0

Hi this is probably a very simple problem but I'm having issue with it. I'm trying to make a roots function with the formula:

 roots a b c = ((-b + t)/a', (-b - t)/a')
 where
 t  = b ^ 2 - 4 * a * c
 a' = 2 * a

I'm now trying to make it a curried function however I can't seem to get it to work this is what I've put:

roots:: Double -> (Double -> (Double -> Double))

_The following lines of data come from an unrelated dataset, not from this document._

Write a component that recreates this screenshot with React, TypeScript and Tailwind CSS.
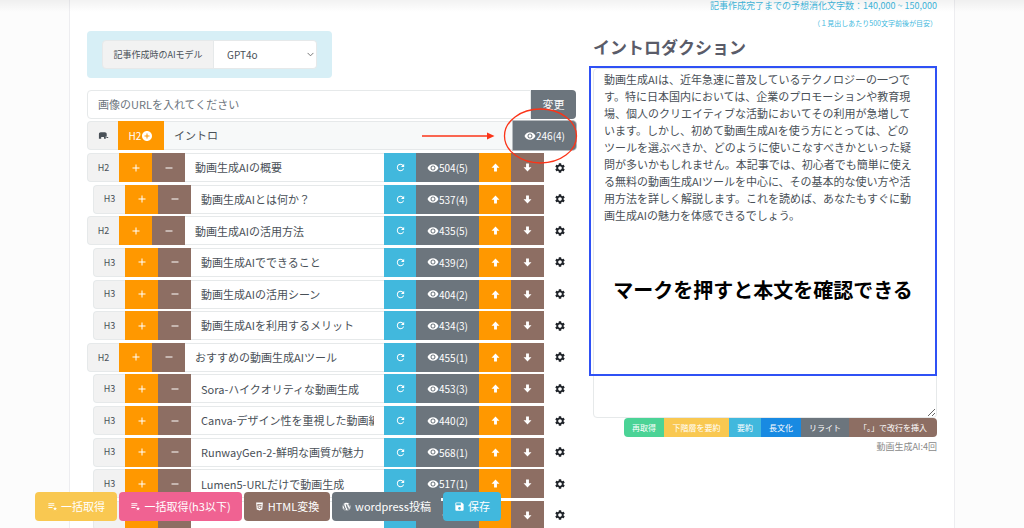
import React from 'react';
import { MdRefresh, MdRemoveRedEye, MdSettings, MdSave, MdAddCircle, MdAdd, MdRemove } from 'react-icons/md';
import { FaHtml5, FaWordpress } from 'react-icons/fa';

type Row = { level: 'H2' | 'H3'; title: string; count: string };

const rows: Row[] = [
  { level: 'H2', title: '動画生成AIの概要', count: '504(5)' },
  { level: 'H3', title: '動画生成AIとは何か？', count: '537(4)' },
  { level: 'H2', title: '動画生成AIの活用方法', count: '435(5)' },
  { level: 'H3', title: '動画生成AIでできること', count: '439(2)' },
  { level: 'H3', title: '動画生成AIの活用シーン', count: '404(2)' },
  { level: 'H3', title: '動画生成AIを利用するメリット', count: '434(3)' },
  { level: 'H2', title: 'おすすめの動画生成AIツール', count: '455(1)' },
  { level: 'H3', title: 'Sora-ハイクオリティな動画生成', count: '453(3)' },
  { level: 'H3', title: 'Canva-デザイン性を重視した動画編集', count: '440(2)' },
  { level: 'H3', title: 'RunwayGen-2-鮮明な画質が魅力', count: '568(1)' },
  { level: 'H3', title: 'Lumen5-URLだけで動画生成', count: '517(1)' },
  { level: 'H3', title: '', count: '' },
];

const introText =
  '動画生成AIは、近年急速に普及しているテクノロジーの一つです。特に日本国内においては、企業のプロモーションや教育現場、個人のクリエイティブな活動においてその利用が急増しています。しかし、初めて動画生成AIを使う方にとっては、どのツールを選ぶべきか、どのように使いこなすべきかといった疑問が多いかもしれません。本記事では、初心者でも簡単に使える無料の動画生成AIツールを中心に、その基本的な使い方や活用方法を詳しく解説します。これを読めば、あなたもすぐに動画生成AIの魅力を体感できるでしょう。';

function Arrow({ down = false }: { down?: boolean }) {
  return (
    <svg viewBox="0 0 10 10" className={down ? 'size-[9px] rotate-180' : 'size-[9px]'} fill="currentColor" aria-hidden="true">
      <path d="M5 .5 9.400 5.200H6.600v4.300H3.400V5.200H.6z" />
    </svg>
  );
}

function ElephantIcon() {
  return (
    <svg viewBox="0 0 24 24" className="size-[11px]" fill="currentColor" aria-hidden="true">
      <path d="M19.5 15.5c-.28 0-.5-.22-.5-.5V9c0-2.2-1.8-4-4-4H6C3.800 5 2 6.800 2 9v10h5v-4h6v4h4v-6h1v2c0 1.400 1 2.500 2.200 2.500 1.500 0 2.300-1.100 2.300-2.500h-1.500c0 .3-.4.500-.700.500z" />
    </svg>
  );
}

function PlaylistStarIcon() {
  return (
    <svg viewBox="0 0 24 24" className="size-[11px]" fill="currentColor" aria-hidden="true">
      <path d="M3 5h13v2H3zm0 4h13v2H3zm0 4h9v2H3zm14.500-1 1.100 3.200H22l-2.700 2 1 3.300-2.800-2-2.800 2 1-3.300-2.700-2h3.400z" />
    </svg>
  );
}

function OutlineRow({ row }: { row: Row }) {
  return (
    <li className={row.level === 'H3' ? 'flex h-[29px] pl-[6px]' : 'flex h-[29px]'}>
      <span className="flex w-8 shrink-0 items-center justify-center rounded-l-sm border border-r-0 border-[#e6e9ea] bg-[#f2f2f2] text-[9px]">
        {row.title && row.level}
      </span>
      <button aria-label="見出しを追加" className="flex w-[33px] shrink-0 items-center justify-center bg-[#ff9800] text-white">
        <MdAdd className="size-3" />
      </button>
      <button aria-label="見出しを削除" className="flex w-[33px] shrink-0 items-center justify-center bg-[#8d6e63] text-white">
        <MdRemove className="size-3" />
      </button>
      <input
        aria-label="見出し"
        defaultValue={row.title}
        className="min-w-0 flex-1 border-y border-[#e6e9ea] bg-white px-[10px] text-[11px] outline-none"
      />
      <button aria-label="再取得" className="flex w-8 shrink-0 items-center justify-center bg-[#41b8dd] text-white">
        <MdRefresh className="size-[11px]" />
      </button>
      <button aria-label="本文を表示" className="flex w-[63px] shrink-0 items-center justify-center bg-[#6c757d] text-[10px] text-white">
        <MdRemoveRedEye className="size-3" />
        {row.count}
      </button>
      <button aria-label="上へ" className="flex w-8 shrink-0 items-center justify-center bg-[#ff9800] text-white">
        <Arrow />
      </button>
      <button aria-label="下へ" className="flex w-[33px] shrink-0 items-center justify-center bg-[#8d6e63] text-white">
        <Arrow down />
      </button>
      <button aria-label="設定" className="flex w-8 shrink-0 items-center justify-center text-[#1f2329]">
        <MdSettings className="size-3" />
      </button>
    </li>
  );
}

export default function App() {
  return (
    <div className="relative h-screen overflow-hidden bg-[#fcfcfc] font-['Noto_Sans_CJK_JP',sans-serif] text-[#495057]">
      <div className="pointer-events-none absolute inset-x-0 top-0 z-10 h-3 bg-linear-to-b from-black/5 to-transparent" />
      <main className="mx-[69px] flex min-h-screen gap-[17px] border-x border-[#ededf0] bg-white px-[17px]">
        <section className="min-w-0 flex-1 pt-[31px]">
          <div className="flex w-[245px] rounded-sm bg-[#d7eff6] px-[15px] py-[9px]">
            <label htmlFor="model" className="flex h-[29px] w-28 items-center justify-center rounded-l-sm border border-[#e6e9ea] bg-[#f2f2f2] text-[9px]">
              記事作成時のAIモデル
            </label>
            <div className="relative flex-1">
              <select id="model" className="h-[29px] w-full appearance-none rounded-r-sm border border-l-0 border-[#e6e9ea] bg-white pl-[13px] text-[10px] outline-none">
                <option>GPT4o</option>
              </select>
              <svg viewBox="0 0 8 5" className="pointer-events-none absolute top-3 right-[3px] h-[5px] w-[7px]" fill="none" stroke="#666" aria-hidden="true">
                <path d="m.7.700 3.300 3.300L7.300.700" />
              </svg>
            </div>
          </div>

          <div className="mt-3 flex h-[29px]">
            <input
              aria-label="画像のURL"
              placeholder="画像のURLを入れてください"
              className="min-w-0 flex-1 rounded-l-sm border border-[#e6e9ea] px-[10px] text-[11px] outline-none placeholder:text-[#6c757d]"
            />
            <button className="w-[45px] rounded-r-sm bg-[#6c757d] text-[11px] text-white">変更</button>
          </div>

          <div className="relative mt-[2px] flex h-[29px]">
            <span className="flex w-[31px] items-center justify-center rounded-l-sm border border-r-0 border-[#e6e9ea] bg-[#f2f2f2]">
              <ElephantIcon />
            </span>
            <button className="flex w-[46px] items-center justify-center bg-[#ff9800] text-[10px] text-white">
              H2
              <MdAddCircle className="size-3" />
            </button>
            <input
              aria-label="イントロ見出し"
              readOnly
              defaultValue="イントロ"
              className="min-w-0 flex-1 border-y border-[#e6e9ea] bg-[#f7f9f9] px-[10px] text-[11px] outline-none"
            />
            <button className="flex w-[63px] items-center justify-center rounded-r-sm bg-[#6c757d] text-[10px] text-white ring-1 ring-[#b5babe]">
              <MdRemoveRedEye className="size-3" />
              246(4)
            </button>
            <svg viewBox="0 0 160 60" className="pointer-events-none absolute -top-4 -right-1 h-[60px] w-40" fill="none" stroke="#fb3418" aria-hidden="true">
              <path d="M2 31h66" strokeWidth="1.500" />
              <path d="m67 27.500 7.500 3.500-7.500 3.500z" fill="#fb3418" stroke="none" />
              <ellipse cx="120.500" cy="31" rx="36" ry="27" strokeWidth="1.300" />
            </svg>
          </div>

          <ul className="mt-[3px] flex min-h-[377px] flex-col justify-between">
            {rows.map((row, index) => (
              <OutlineRow key={index} row={row} />
            ))}
          </ul>
        </section>

        <section className="w-[344px] shrink-0">
          <p className="text-right text-[9px] leading-[12px] text-[#41b8dd]">
            記事作成完了までの予想消化文字数：140,000 ~ 150,000
          </p>
          <p className="mt-[5px] text-right text-[7px] leading-[12px] text-[#41b8dd]">（１見出しあたり500文字前後が目安）</p>
          <h2 className="mt-[6px] text-[17px] leading-6 font-bold text-[#5a5c69]">イントロダクション</h2>
          <div className="relative mt-[9px]">
            <textarea
              aria-label="イントロダクション本文"
              defaultValue={introText}
              className="block h-[350px] w-full rounded-sm border border-[#e6e9ea] py-[2px] pr-[22px] pl-[10px] text-[11px] leading-[17px] outline-none"
            />
            <div className="pointer-events-none absolute -top-[2px] right-0 -left-1 flex h-[310px] items-center justify-center border-2 border-[#2f51f5] pt-[138px] text-xl font-bold text-black">
              マークを押すと本文を確認できる
            </div>
          </div>
          <div className="ml-auto flex h-[19px] w-[313px] overflow-hidden rounded-sm text-[8px] text-white">
            <button className="w-10 bg-[#4bd396]">再取得</button>
            <button className="w-[65px] bg-[#f9c851]">下階層を要約</button>
            <button className="w-8 bg-[#41b8dd]">要約</button>
            <button className="w-10 bg-[#188ae2]">長文化</button>
            <button className="w-12 bg-[#6c757d]">リライト</button>
            <button className="flex-1 bg-[#8d6e63]">「。」で改行を挿入</button>
          </div>
          <p className="mt-[3px] text-right text-[9px] leading-[13px] text-[#8a8a8a]">動画生成AI:4回</p>
        </section>
      </main>

      <div className="absolute bottom-[7px] left-[35px] z-20 flex h-[29px] gap-[2px] text-[11px] text-white">
        <button className="flex w-[82px] items-center justify-center gap-[3px] rounded-sm bg-[#f9c851]">
          <PlaylistStarIcon />
          一括取得
        </button>
        <button className="flex w-[123px] items-center justify-center gap-[3px] rounded-sm bg-[#f06292]">
          <PlaylistStarIcon />
          一括取得(h3以下)
        </button>
        <button className="flex w-[86px] items-center justify-center gap-1 rounded-sm bg-[#8d6e63]">
          <FaHtml5 className="size-[9px]" />
          HTML変換
        </button>
        <button className="flex w-[109px] items-center justify-center gap-1 rounded-sm bg-[#6c757d]">
          <FaWordpress className="size-[9px]" />
          wordpress投稿
        </button>
        <button className="flex w-[58px] items-center justify-center gap-[3px] rounded-sm bg-[#41b8dd]">
          <MdSave className="size-[11px]" />
          保存
        </button>
      </div>
    </div>
  );
}
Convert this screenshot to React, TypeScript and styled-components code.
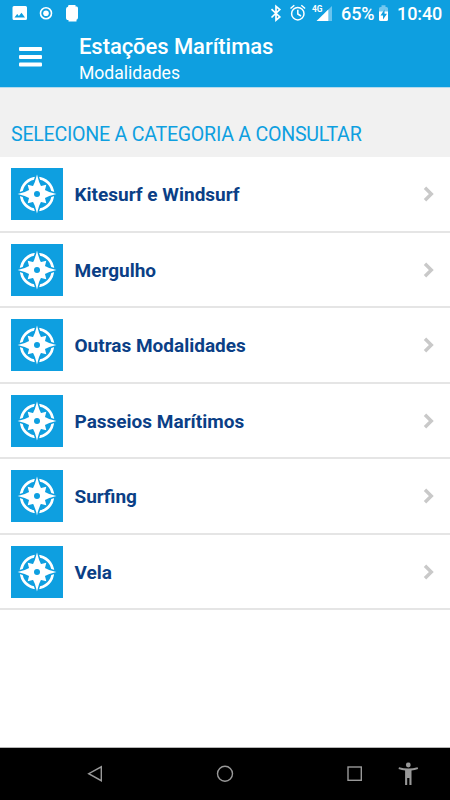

Could someone please help me out?

Thanks!

Liamh101
  • 49
  • 1
  • 10
  • 2
    Your function is already curried: `roots:: Double -> Double -> Double -> (Double, Double)` – Sibi Apr 03 '14 at 10:24
  • 2
    By the way, the indentions in your code are wrong. `where` should have more indention, and `t` and `a'` should have the same indentions that are larger than `where`'s. – Lee Duhem Apr 03 '14 at 10:49

2 Answers2

3

In Haskell, functions are automatically curried. So you don't have to do anything special to make them curried.

Your function roots is of the type roots:: Double -> Double -> Double -> (Double, Double). Something like this will typecheck: let a = roots 3.0 because of currying.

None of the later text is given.